Expand the expression of \rho in the basis of \mathbb{C}^2\otimes\mathbb{C}^2:

\rho=\frac{1}{2}(|01\rangle\langle 01|+|01\rangle\langle 10|+|10\rangle\langle 01|+|10\rangle\langle 10|)

then the reduced density operator of the subsystem \mathbb{C}^2 in first qubit is:

\begin{aligned}
\rho_1&=\operatorname{Tr}_2(\rho)\\
&=\frac{1}{2}(\langle 1|1\rangle|0\rangle\langle 0|+\langle 1|0\rangle|0\rangle\langle 1|+\langle 0|1\rangle|1\rangle\langle 0|+\langle 0|0\rangle|1\rangle\langle 1|)\\
&=\frac{1}{2}(|0\rangle\langle 0|+|1\rangle\langle 1|)\\
&=\frac{1}{2}I
\end{aligned}

State purification

Every mixed state can be derived as the reduction of a pure state on an enlarged Hilbert space.

State purification theorem

Let \rho be a mixed state in a finite dimensional Hilbert space \mathscr{H}, then there exists a unit vector |w\rangle\in \mathscr{H}\otimes\mathscr{H} such that:

\rho=\operatorname{Tr}_2(|w\rangle\langle w|)

Hint of proof:

Let u_1,u_2,\cdots,u_d be an orthonormal basis of \mathscr{H}, \sum_{i=1}^d p_i=1, p_i\geq 0, then:

\rho=\sum_{i=1}^d p_i|u_i\rangle\langle u_i|

Let w=\sum_{i=1}^d \sqrt{p_i}u_i\otimes u_i.

Observables

The observables in the quantum theory are self-adjoint operators on the Hilbert space \mathscr{H}, denoted by A\in \mathscr{O}

In finite dimensional Hilbert space, A can be written as \sum_{\lambda\in \operatorname{sp}{(A)}}\lambda P_\lambda, where P_\lambda is the projection operator onto the eigenspace of A corresponding to the eigenvalue \lambda. P_\lambda=P_\lambda^2=P_\lambda^*.

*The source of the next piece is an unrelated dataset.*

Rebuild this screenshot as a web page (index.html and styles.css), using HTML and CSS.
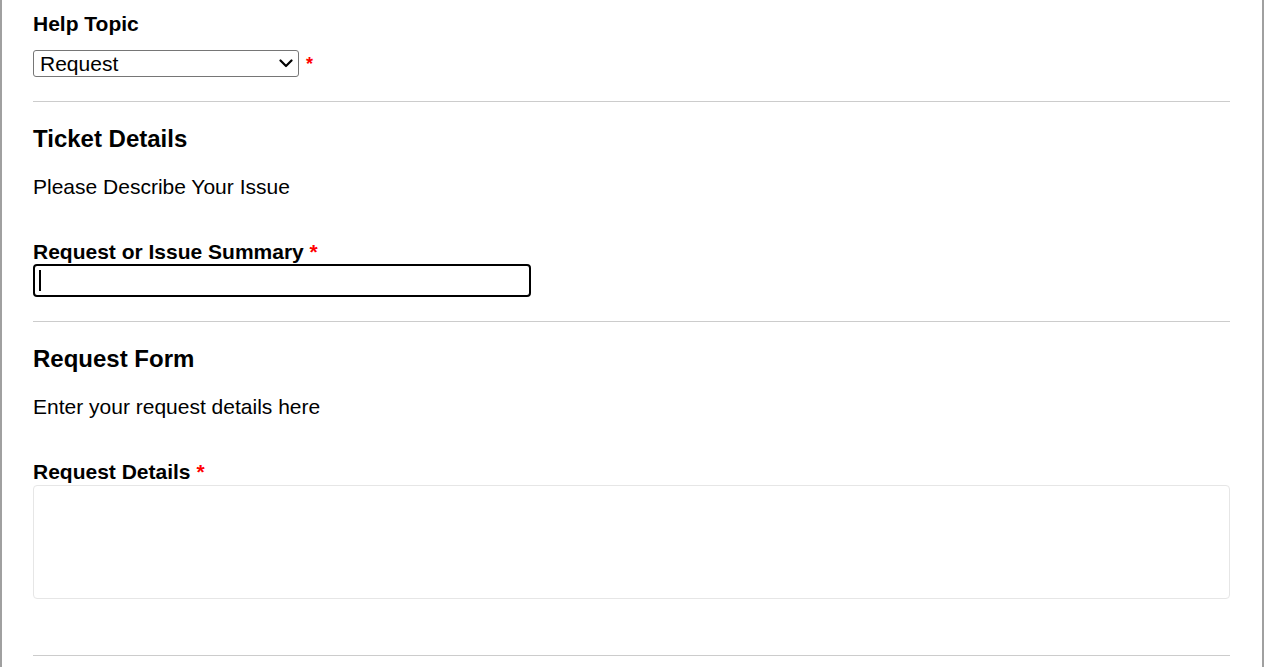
FILE: index.html
```html
<!DOCTYPE html>
<html lang="en">
<head>
<meta charset="utf-8">
<title>Open a New Ticket</title>
<link rel="stylesheet" href="styles.css">
</head>
<body>
<div class="page">
  <div class="field topic">
    <label class="label" for="topic">Help Topic</label>
    <div class="select-row">
      <div class="select-wrap">
        <select id="topic" class="select">
          <option>Request</option>
        </select>
        <svg class="chevron" width="14" height="9" viewBox="0 0 14 9" aria-hidden="true">
          <path d="M1.5 1.5 L7 7 L12.5 1.5" fill="none" stroke="#000" stroke-width="2.2" stroke-linecap="round" stroke-linejoin="round"/>
        </svg>
      </div>
      <span class="req">*</span>
    </div>
  </div>
  <hr class="rule">
  <section class="section">
    <h2 class="heading">Ticket Details</h2>
    <p class="desc">Please Describe Your Issue</p>
    <div class="field">
      <label class="label" for="summary">Request or Issue Summary <span class="req">*</span></label>
      <div class="input-wrap">
        <input id="summary" class="input" type="text">
        <span class="caret"></span>
      </div>
    </div>
  </section>
  <hr class="rule">
  <section class="section">
    <h2 class="heading">Request Form</h2>
    <p class="desc">Enter your request details here</p>
    <div class="field">
      <label class="label" for="details">Request Details <span class="req">*</span></label>
      <textarea id="details" class="textarea"></textarea>
    </div>
  </section>
  <hr class="rule last">
</div>
</body>
</html>
```
FILE: styles.css
```css
html, body {
  margin: 0;
  padding: 0;
  background: #ffffff;
}
body {
  font-family: "Liberation Sans", Arial, sans-serif;
  color: #000;
}
.page {
  box-sizing: border-box;
  width: 1264px;
  min-height: 667px;
  border-left: 2px solid #a0a0a0;
  border-right: 2px solid #a0a0a0;
  padding: 12px 32px 0 31px;
}
.field {
  display: flex;
  flex-direction: column;
  align-items: flex-start;
}
.label {
  font-weight: bold;
  font-size: 21px;
  line-height: 24px;
}
.topic .label {
  margin-bottom: 14px;
}
.select-row {
  display: flex;
  align-items: flex-start;
  gap: 7px;
}
.select-wrap {
  position: relative;
  width: 266px;
  height: 27px;
}
.select {
  -webkit-appearance: none;
  appearance: none;
  box-sizing: border-box;
  width: 266px;
  height: 27px;
  font-family: "Liberation Sans", Arial, sans-serif;
  font-size: 21px;
  line-height: 25px;
  color: #000;
  background: #fff;
  border: 1px solid #767676;
  border-radius: 3px;
  padding: 0 0 0 6px;
  margin: 0;
}
.chevron {
  position: absolute;
  left: 246px;
  top: 9px;
}
.req {
  color: #ff0000;
  font-weight: bold;
  font-size: 21px;
}
.select-row .req {
  font-size: 18px;
  line-height: 22px;
  padding-top: 3px;
}
.rule {
  border: 0;
  border-top: 1px solid #cccccc;
  margin: 24px 0 0 0;
  height: 0;
}
.section {
  display: flex;
  flex-direction: column;
}
.heading {
  margin: 23px 0 0 0;
  font-size: 24px;
  line-height: 28px;
  font-weight: bold;
}
.desc {
  margin: 22px 0 0 0;
  font-size: 21px;
  line-height: 24px;
}
.section .field {
  margin-top: 41px;
}
.input-wrap {
  position: relative;
  width: 498px;
  height: 33px;
}
.input {
  box-sizing: border-box;
  width: 498px;
  height: 33px;
  margin: 0;
  border: 2px solid #000;
  border-radius: 4px;
  outline: none;
  background: #fff;
  font-size: 18px;
}
.caret {
  position: absolute;
  left: 6px;
  top: 6px;
  width: 2px;
  height: 21px;
  background: #000;
}
.textarea {
  box-sizing: border-box;
  width: 100%;
  height: 114px;
  margin: 1px 0 0 0;
  border: 1px solid #e6e6e6;
  border-radius: 4px;
  resize: none;
  outline: none;
  background: #fff;
  display: block;
}
.rule.last {
  margin-top: 56px;
}
```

Effects and Busch's theorem for effect operators

Below is a section on Topic 4, about Gleason's theorem and definition of states, and Born's rule for describing the states using density operators.

Definition of states (non-commutative (quantum) probability theory)

Do a double check on this section, this notation is slightly different from the one in Topic 4.

A state on (\mathscr{B}(\mathscr{H}),\mathscr{P}) is a map \mu:\mathscr{P}\to[0,1] such that:

1. 0\leq \mu(E)\leq 1 for all E\in \mathscr{P}(\mathscr{H}).
2. \mu(I_{\mathscr{H}})=1.
3. If E_1,E_2,\cdots,E_n are pairwise disjoint orthogonal projections, whose sum is also in \mathscr{P}(\mathscr{H}) then \mu(E_1\lor E_2\lor\cdots\lor E_n)=\sum_{i=1}^n\mu(E_i).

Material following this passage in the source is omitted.